Brazil meltdown threat to Confeds

Brazil president cancels trip to deal with the escalating civil unrest that has overshadowed Fifa's pre-World Cup jamboree
By Greg Stobart in Rio de Janeiro

Brazil’s preparations for next year’s World Cup were again marred by widespread protests on Thursday as more than 1,000,000 people marched against the government in major cities throughout the country.

The country's president has cancelled an overseas trip to deal with the growing crisis and there were even reports last night that the Confederations Cup could be cancelled amid security fears.

Over 300,000 gathered in the centre of Rio de Janeiro alone, where police used tear gas and rubber pellets to disperse some demonstrators, while there were also clashes between police and protesters in Salvador ahead of Uruguay’s match against Nigeria.

Among other places to witness mass protests were the Confederations Cup host cities Brasilia and Fortaleza, as well as Sao Paulo, the country's largest city which will host matches at the World Cup next year.

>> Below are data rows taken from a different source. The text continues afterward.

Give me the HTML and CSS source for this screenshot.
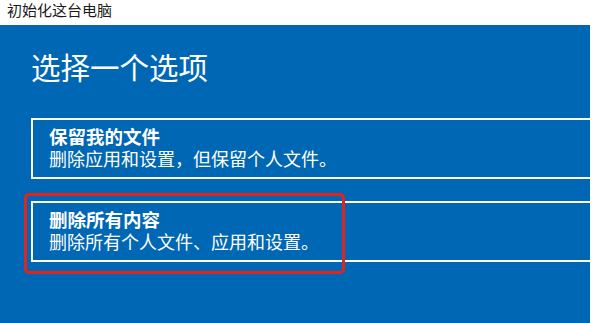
FILE: index.html
```html
<!DOCTYPE html>
<html lang="zh-CN">
<head>
<meta charset="utf-8">
<title>初始化这台电脑</title>
<link rel="stylesheet" href="styles.css">
</head>
<body>
<div class="window">
  <header class="titlebar">初始化这台电脑</header>
  <main class="panel">
    <h1 class="heading">选择一个选项</h1>
    <div class="option">
      <div class="option-title">保留我的文件</div>
      <div class="option-desc">删除应用和设置，但保留个人文件。</div>
    </div>
    <div class="option option-marked">
      <div class="option-title">删除所有内容</div>
      <div class="option-desc">删除所有个人文件、应用和设置。</div>
      <span class="highlight"></span>
    </div>
  </main>
</div>
</body>
</html>
```
FILE: styles.css
```css
html, body {
  margin: 0;
  padding: 0;
  background: #ffffff;
}
body {
  font-family: "Noto Sans CJK SC", "Noto Sans", sans-serif;
  width: 600px;
  height: 323px;
  overflow: hidden;
}
.window {
  display: flex;
  flex-direction: column;
  height: 323px;
}
.titlebar {
  height: 25px;
  box-sizing: border-box;
  padding-left: 7px;
  font-size: 15px;
  line-height: 19px;
  color: #1a1a1a;
}
.panel {
  flex: 1;
  width: 590px;
  background: #0067b4;
  overflow: hidden;
  box-sizing: border-box;
  padding: 23px 0 0 31px;
  display: flex;
  flex-direction: column;
}
.heading {
  margin: 0 0 34px 0;
  font-size: 29.5px;
  line-height: 36px;
  font-weight: 400;
  color: #ffffff;
}
.option {
  position: relative;
  width: 600px;
  box-sizing: border-box;
  border: 2px solid #ffffff;
  padding: 5px 16px 7px 16px;
  color: #ffffff;
  margin-bottom: 22px;
}
.option-title {
  font-size: 18.5px;
  line-height: 22px;
  font-weight: 700;
}
.option-desc {
  font-size: 18px;
  line-height: 23px;
  font-weight: 400;
}
.highlight {
  position: absolute;
  left: -9px;
  top: -10px;
  width: 321px;
  height: 81px;
  box-sizing: border-box;
  border: 3px solid #e5231d;
  border-radius: 5px;
}
```
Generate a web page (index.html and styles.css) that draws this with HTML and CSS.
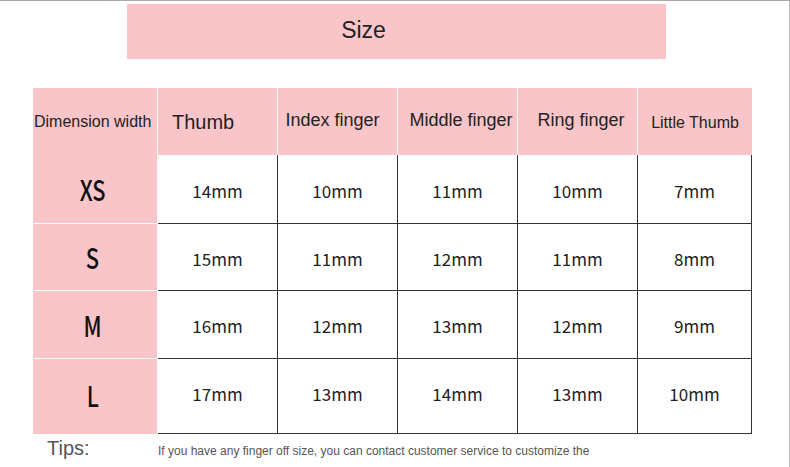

The protests, which started over a rise in bus fares, have gathered pace since demonstrators began to target matches at the Confederations Cup, a warm-up event for next summer's World Cup, at the start of the tournament last weekend.

The anti-government rallies are being used to express anger over a number of issues, including poor public services, police violence, high inflation and the cost of hosting major sporting events, with the 2016 Olympics also taking place in Rio.

Brazilians across the country are angry with the high ticket prices for the World Cup and, more pertinently, the expense of building the 12 stadiums for the tournament, which they feel has come at the cost of investment in healthcare and education.

The competition is estimated to cost the Brazilian government almost €12 billion.

In a country where there is a huge wealth gap between the rich and the poor, the public purse has been forced to finance much of the stadium construction after World Cup organisers and local clubs failed to attract the anticipated private investment for the projects.

The largest scale wave of protests in Brazil in 20 years, which are expected to continue throughout the Confederations Cup, have been backed by a number of current players including Neymar, Dani Alves, Hulk and David Luiz.

"I'm in favour of demonstrations without violence," said the Chelsea man on Tuesday. "Citizens have a right to express their opinions and the fact they're not happy. It's a way of achieving their demands and improving the situation in the country.

"The demonstrators are fighting for health and education. We need unity. We hope that we can reach a consensus and that the future will be better.”

Fifa sources told Goal that it is highly unlikely they would take the radical decision to cancel the tournament.

However, reports circulating in Brazil suggest tournament volunteers are threatening to quit because of the way Fifa have treated them.

Not being able to see games, sub-standard food and a lack of organisation have prompted them to make a petition to take to authorities if Fifa do not respond to their grievances.